Cumartesi gecesi TRT 1'den başka bir kanala neredeyse bakamadım. Hani kaç haftadır söylenip duruyordum; 'Cumartesi akşamları izleyecek bir şey yok' diye... İşte TRT 1'de bu hafta start alan 'Altın Adımlar' derdime derman, geceme çare oldu... Bir program bu kadar mı güzel olur ya? Her anı ayrı bir keyifti...
ÇOK GEÇ KEŞFETTİM Gerçeği itiraf etmem gerekirse, bu kadar profesyonel ve iddialı olacağını ummuyordum. Halk dansları konusunda yeterince bilgili olmadığımı biliyordum. Ama programı izledikten sonra çok büyük bir zenginlikten yoksun kaldığımı hissettim.
Meğer bizim ne kadar renkli danslarımız, nasıl estetik figürlerimiz ve şık kostümlerimiz varmış. Bu programdan önce sorsanız bir Ege'nin Efe'sini bilirdim, bir de Karadeniz'in 'Horonu'nu... Her bölgeyi bırakın her şehrin ayrı ayrı dansları olduğunu vallahi bilmiyordum.
Ama entel dantel bir olaydan geri kalmamak için 'Anadolu Ateşi'ni de 2 defa izledim. Ancak orada yaşadığım duyguyla, 'Altın Adımlar'ı izlerken yaşadıklarım bambaşkaydı. 10 yıl öncesine döndüm adeta... 23 Nisan'da yaşadığım coşkuyu hatırladım. Tabii bu duygumda TRT logosunun da etkisi büyüktü.

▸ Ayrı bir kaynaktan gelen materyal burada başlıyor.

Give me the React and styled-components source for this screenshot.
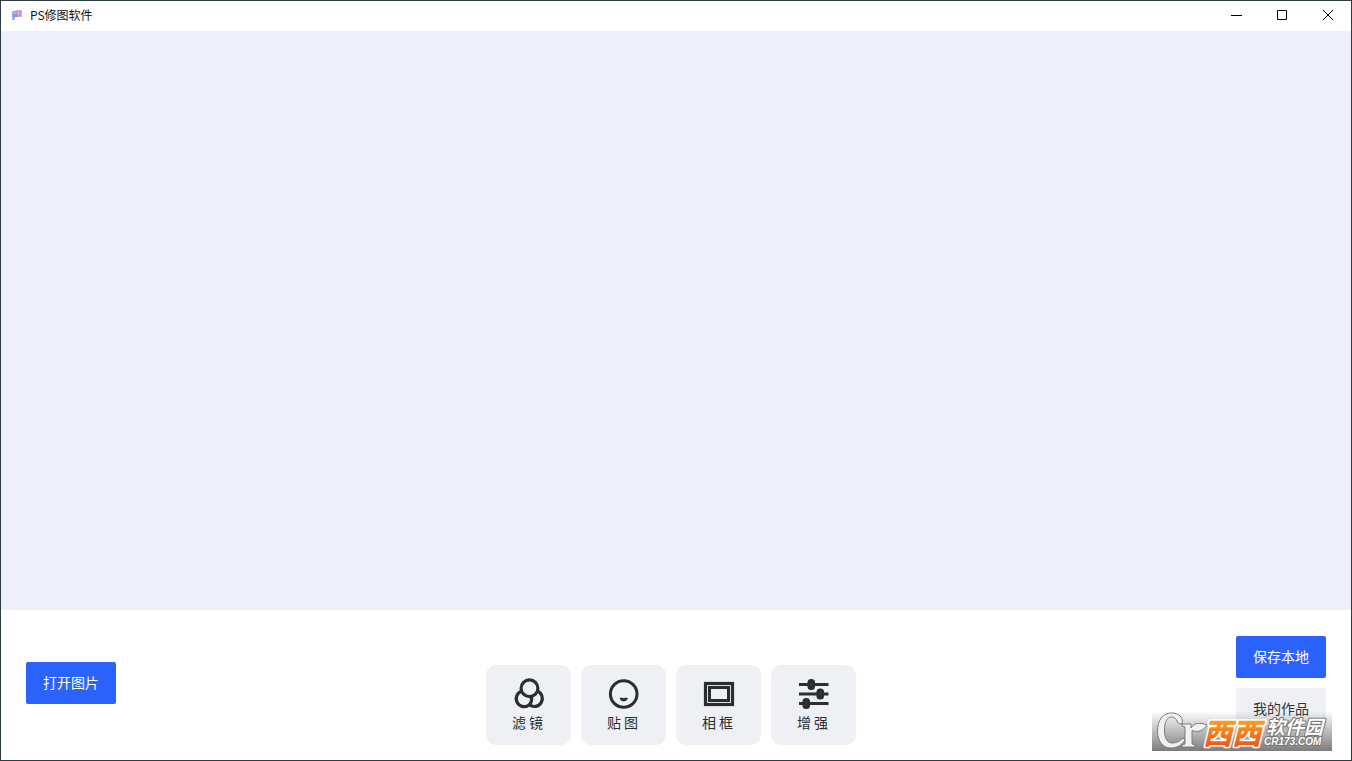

Yarışma konseptinin yanı sıra, jüri de muhteşemdi. Varlığından bile keyif aldığım Müjde Ar, yine hoşgörülü tavrıyla jüride yerini almıştı. Aşkın Nur Yengi, Yavuz Bingöl ve Ahmet Demirbağ'ın oturduğu jüri koltuklarının konuğu Yılmaz Erdoğan'dı... Aklıma takılan tek şey; jüride halk oyunları konusunda Ahmet Demirbağ'dan başka kimse olmamasıydı. Ancak ileriki bölümlerde Mustafa Erdoğan'ın da orada olacağına dair söylenenler beni biraz rahatlattı. Jüri kadar programı keyiflendiren bir diğer unsur da enerjisine hasret kaldığımız Korhan Abay'dı. Vallahi Abay'ı fazlasıyla özlemişiz.
Program saatlerce sürdü, araya 'Stadyum' programı ve 'Sayısal Loto' çekilişi bile girdi. TRT yöneticileri, en çok izlenen programları Stadyum'dan vazgeçmemişti. Biraz nefes almak da fena gelmedi hani.
MUTLAKA İZLETİN! Programda tek aksaklık finalde yaşandı. Sıralama ikinci gruptan itibaren açıklandı. Fazlaca grup olduğu için uzun sürdü. Bunun yanı sıra Tubil, Ankara Genciz, Trabzon İmece gibi grup isimleri söylendi. Ancak dört gözle izlemiş olmamıza rağmen hangi grubun hangi yöreyi oynadığını hatırlamakta zorlandık. Keşke bunun yerine gruplar ve oynadıkları yöreler söylenseydi. Eminim önümüzdeki hafta bu sorun da giderilecektir. Sonuçta, bu toprağın kültürünü yaşatacak, yükseltecek bir program başladı. Çocuklarınızın halk oyunlarımızı benim kadar geç keşfetmesini istemiyorsanız, bu programı mutlaka izletin.